Whitechapel (BBC America, 10 p.m.): The network’s latest British import plays off of the long history and mythology surrounding the killings of Jack the Ripper, perfect fodder for Halloween week and for you to race around your apartment, saying, “The game’s afoot, guvnah!” then leaping about on top of your couch and pretending to be Springheeled Jack. (You need to get out more.) Meredith Blake cracks the case.
The Razor’s Edge (TCM, 8 p.m.): Tyrone Power plays a World War I flying ace (no, not that one) searching for spiritual peace and calm after the devastation of war, in the first film adaptation of W. Somerset Maugham’s novel. The film was nominated for a handful of Oscars and won the Supporting Actress award for the performance of Anne Baxter.
Roger Dodger (Flix, 8:05 p.m.): Campbell Scott is great and magnetic in this underseen indie from 2002, in which he takes his nephew (a younger Jesse Eisenberg) out on the town to share his tips for relationships and picking up women. Isabella Rossellini also stars, but she sadly doesn’t once make mention of Arby’s.
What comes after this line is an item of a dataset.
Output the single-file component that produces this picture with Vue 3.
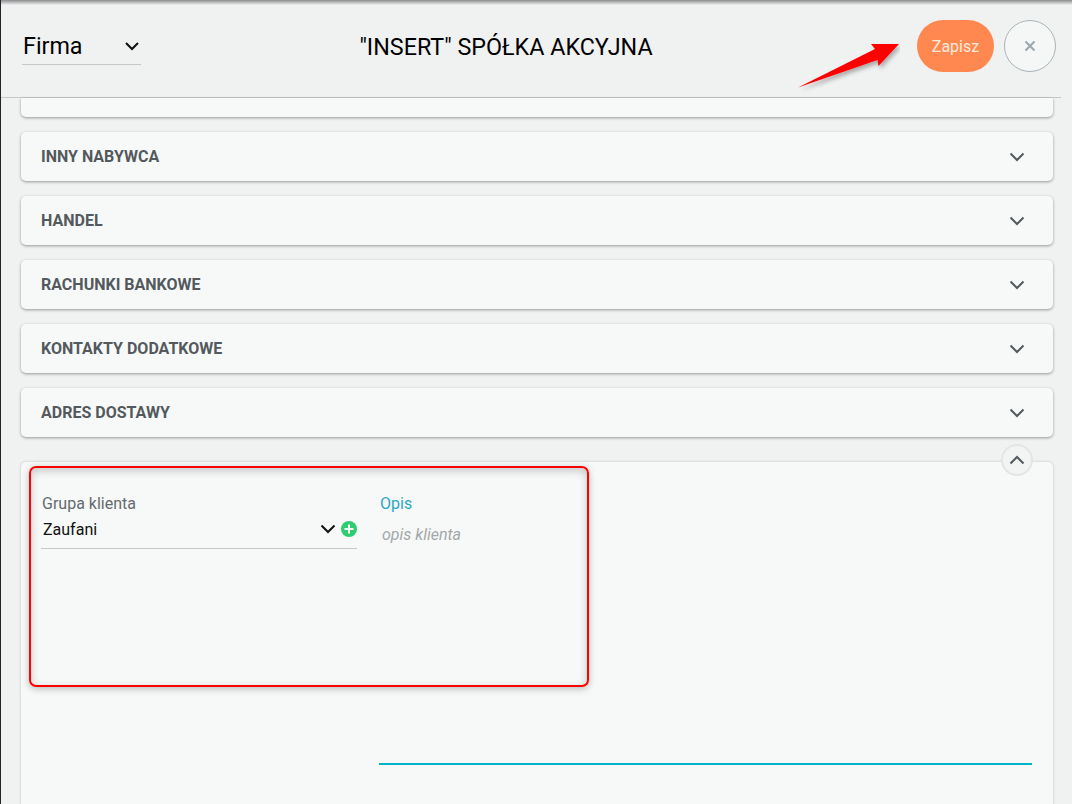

World Series, Game 6: Rangers at Cardinals (Fox, 7:30 p.m.): The Rangers can put the Cardinals away, once and for all, by winning tonight, but some dude we read something by on the Internet said that the home team is pretty heavily favored in the final two games in World Series over the last 30 years. And while we haven’t checked his math or anything, sure, we’ll buy it. Go, baseball!
IN CASE YOU MISSED IT
The X Factor (Tuesday): A homeless man performed Katy Perry. A bunch of kids who’d been thrown together in a group for no real reason sang off-key. Some other group of girls performed “Come On, Eileen” and sounded like they were auditioning for a Mamma Mia sequel based on the songs of Dexy’s Midnight Runners. And the desperation from the show longing to become your next big thing was palpable. Emily Yoshida watched every single minute of it.